September 19, 1692: Sheriffs press Giles Cory after he refuses to enter a plea to the charges of witchcraft against him. After two days under the weight, Cory dies.
September 22, 1692: Martha Cory, Margaret Scott, Mary Easty, Alice Parker, Ann Pudeator, Willmott Redd, Samuel Wardwell, and Mary Parker are hanged. Hoar escapes execution by confessing.
October 8, 1692: Governor Phipps orders that spectral evidence no longer be admitted in witchcraft trials.
October 29, 1692: Phipps prohibits further arrests, releases many accused witches, and dissolves the ‘Witch’ Court.

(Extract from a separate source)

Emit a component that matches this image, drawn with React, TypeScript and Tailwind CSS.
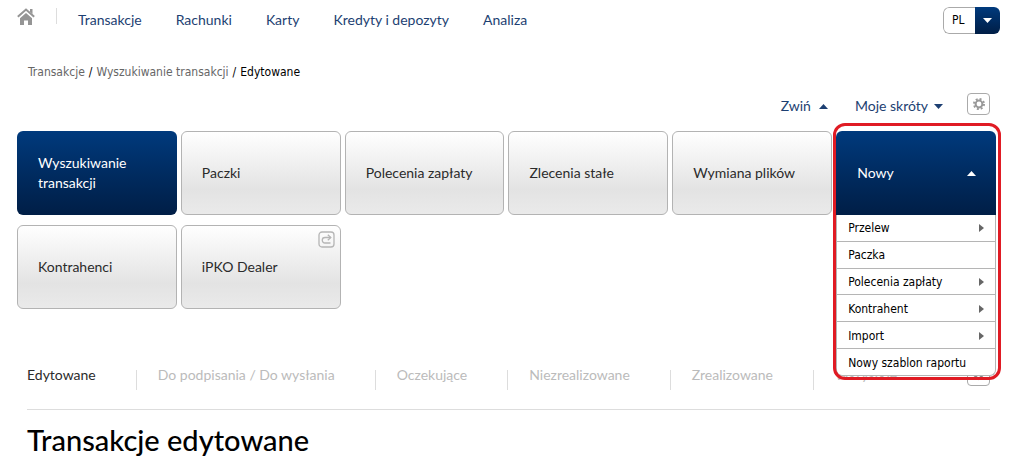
const navItems = ["Transakcje", "Rachunki", "Karty", "Kredyty i depozyty", "Analiza"];

const tiles = [
  { label: "Wyszukiwanie transakcji", active: true },
  { label: "Paczki" },
  { label: "Polecenia zapłaty" },
  { label: "Zlecenia stałe" },
  { label: "Wymiana plików" },
];

const moreTiles = [{ label: "Kontrahenci" }, { label: "iPKO Dealer", external: true }];

const menuItems = [
  { label: "Przelew", submenu: true },
  { label: "Paczka" },
  { label: "Polecenia zapłaty", submenu: true },
  { label: "Kontrahent", submenu: true },
  { label: "Import", submenu: true },
  { label: "Nowy szablon raportu" },
];

const tabs = [
  "Edytowane",
  "Do podpisania / Do wysłania",
  "Oczekujące",
  "Niezrealizowane",
  "Zrealizowane",
  "Wszystkie",
];

const Arrow = ({ dir }: { dir: "up" | "down" }) => (
  <svg width="9" height="5" viewBox="0 0 9 5" fill="currentColor" aria-hidden="true">
    <path d={dir === "up" ? "M0 5 4.5 0 9 5z" : "M0 0h9L4.5 5z"} />
  </svg>
);

const HomeIcon = () => (
  <svg width="18" height="17" viewBox="0 0 18 17" aria-hidden="true">
    <path d="M.8 8.800 9 1.500l8.200 7.300" fill="none" stroke="#959595" strokeWidth="2" />
    <path d="M13 1h2.500v5L13 3.700z" fill="#959595" />
    <path d="M3 10.200 9 5l6 5.200V17h-4v-4.500H7V17H3z" fill="#959595" />
  </svg>
);

const GearIcon = () => (
  <svg width="12" height="12" viewBox="0 0 12 12" fill="none" stroke="#999" aria-hidden="true">
    <circle cx="6" cy="6" r="3.400" strokeWidth="2" />
    <circle cx="6" cy="6" r="5" strokeWidth="2" strokeDasharray="1.960 1.967" />
  </svg>
);

const ExternalIcon = () => (
  <svg
    className="absolute top-[5px] right-[5px]"
    width="17"
    height="17"
    viewBox="0 0 17 17"
    fill="none"
    stroke="#b5b5b5"
    aria-hidden="true"
  >
    <rect x="1" y="1" width="15" height="15" rx="3" strokeWidth="1.300" />
    <path d="M12.500 6.500H7a2.700 2.700 0 0 0 0 5.500h5.500" strokeWidth="1.300" />
    <path d="m9.800 3.700 3 2.800-3 2.800" strokeWidth="1.300" />
  </svg>
);

type TileProps = { label: string; active?: boolean; external?: boolean };

const Tile = ({ label, active, external }: TileProps) => (
  <a
    href="#"
    className={`relative flex h-[84px] items-center rounded-md border pr-7 pl-5 ${
      active
        ? "border-transparent bg-linear-to-b from-[#003a7d] to-[#001e46] bg-origin-border text-white"
        : "border-[#b3b3b3] bg-linear-to-b from-white via-[#e3e3e3] via-70% to-[#eaeaea] text-[#2b2b2b]"
    }`}
  >
    {label}
    {external && <ExternalIcon />}
  </a>
);

const NewMenu = () => (
  <div className="relative z-10">
    <button
      type="button"
      aria-expanded="true"
      className="flex h-[84px] w-full items-center justify-between rounded-t-md bg-linear-to-b from-[#003a7d] to-[#001e46] pr-5 pl-[21px] text-white"
    >
      Nowy
      <Arrow dir="up" />
    </button>
    <ul className="absolute top-full right-0 left-0 flex h-[161px] flex-col rounded-b-md border border-t-0 border-[#b5b5b5] bg-white font-['DejaVu_Sans_Condensed','DejaVu_Sans',sans-serif] text-xs text-black">
      {menuItems.map((item) => (
        <li key={item.label} className="flex flex-1 border-b border-[#b5b5b5] last:border-b-0">
          <button type="button" className="flex flex-1 items-center justify-between pt-px pr-[11px] pl-[11px] whitespace-nowrap">
            {item.label}
            {item.submenu && (
              <svg width="5" height="8" viewBox="0 0 5 8" fill="#666" aria-hidden="true">
                <path d="M0 0 5 4 0 8z" />
              </svg>
            )}
          </button>
        </li>
      ))}
    </ul>
    {/* Highlight frame around the opened menu */}
    <div className="pointer-events-none absolute -top-2 -right-[5px] -left-[3px] h-[257px] rounded-xl border-[3px] border-[#e01b24]"></div>
  </div>
);

export default function App() {
  return (
    <div className="bg-white pr-6 pl-[17px] font-[Lato,sans-serif] text-sm leading-5 text-[#2b2b2b]">
      <header className="flex h-10 items-center">
        <a href="#" aria-label="Strona główna" className="mb-2">
          <HomeIcon />
        </a>
        <span className="mb-2 ml-[21px] h-4 w-px bg-[#ddd]"></span>
        <nav className="ml-[21px] flex gap-[34px] text-[#1d3f72]">
          {navItems.map((item) => (
            <a key={item} href="#">
              {item}
            </a>
          ))}
        </nav>
        <label className="ml-auto flex h-[27px] w-[57px] overflow-hidden rounded-md">
          <select
            aria-label="Język"
            className="w-8 appearance-none rounded-l-md border border-r-0 border-[#aaa] bg-white pl-2 font-['DejaVu_Sans_Condensed','DejaVu_Sans',sans-serif] text-xs text-black"
          >
            <option>PL</option>
          </select>
          <span className="flex flex-1 items-center justify-center bg-linear-to-b from-[#003a7d] to-[#001e46] text-white">
            <Arrow dir="down" />
          </span>
        </label>
      </header>

      <div className="mt-[22px] ml-[11px] flex gap-1 font-['DejaVu_Sans_Condensed','DejaVu_Sans',sans-serif] text-xs leading-5 text-black">
        <a href="#" className="text-[#666]">
          Transakcje
        </a>
        <span>/</span>
        <a href="#" className="text-[#666]">
          Wyszukiwanie transakcji
        </a>
        <span>/</span>
        <span>Edytowane</span>
      </div>

      <div className="mt-3 mr-2.5 flex h-6 items-center justify-end text-[#1d3f72]">
        <button type="button" className="flex items-center gap-2">
          Zwiń <Arrow dir="up" />
        </button>
        <button type="button" className="ml-[27px] flex items-center gap-1.5">
          Moje skróty <Arrow dir="down" />
        </button>
        <button
          type="button"
          aria-label="Ustawienia"
          className="mb-1 ml-6 flex h-[22px] w-[23px] items-center justify-center rounded border border-[#aaa]"
        >
          <GearIcon />
        </button>
      </div>

      <div className="mt-[13px] mr-1 grid grid-cols-6 gap-x-1 gap-y-2.5">
        {tiles.map((tile) => (
          <Tile key={tile.label} {...tile} />
        ))}
        <NewMenu />
        {moreTiles.map((tile) => (
          <Tile key={tile.label} {...tile} />
        ))}
      </div>

      <div className="mt-14 mr-2.5 ml-2.5 flex h-[45px] items-start border-b border-[#ddd]">
        <nav className="flex gap-[21px] whitespace-nowrap">
          {tabs.map((tab, index) => (
            <div key={tab} className="flex items-start">
              <a href="#" className={index === 0 ? "text-[#2b2b2b]" : "text-[#bbb]"}>
                {tab}
              </a>
              {index < tabs.length - 1 && <span className="mt-[5px] ml-10 h-5 w-px bg-[#ddd]"></span>}
            </div>
          ))}
        </nav>
        <button
          type="button"
          aria-label="Więcej"
          className="ml-auto flex h-[21px] w-[23px] items-center justify-center rounded border border-[#aaa] text-[#888]"
        >
          <svg width="11" height="11" viewBox="0 0 11 11" fill="none" stroke="currentColor" strokeWidth="2" aria-hidden="true">
            <path d="m1 5 4.500 4L10 5" />
          </svg>
        </button>
      </div>

      <h1 className="mt-3 ml-2.5 text-[29px] leading-9 font-medium text-black">Transakcje edytowane</h1>
    </div>
  );
}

January 3, 1693: Judge Stoughton orders execution of all suspected witches who were exempted by their pregnancy. Phipps denied enforcement of the order causing Stoughton to leave the bench.
January 1693: 49 of the 52 surviving people brought into court on witchcraft charges are released because their arrests were based on spectral evidence.
1693: Tituba is released from jail and sold to a new master.
May 1693: Phipps pardons those still in prison on witchcraft charges.
January 14, 1697: The General Court orders a day of fasting and soul-searching for the tragedy at Salem.
1697: Minister Samuel Parris is ousted as minister in Salem and replaced by Joseph Green.
1702: The General Court declares the 1692 trials unlawful.
1706: Ann Putnam Jr., one of the leading accusers, publicly apologizes for her actions in 1692.
1711: The colony passes a legislative bill restoring the rights and good names of those accused of witchcraft and grants 600 pounds in restitution to their heirs.
1752: Salem Village is renamed Danvers.
1957: Massachusetts formally apologizes for the events of 1692.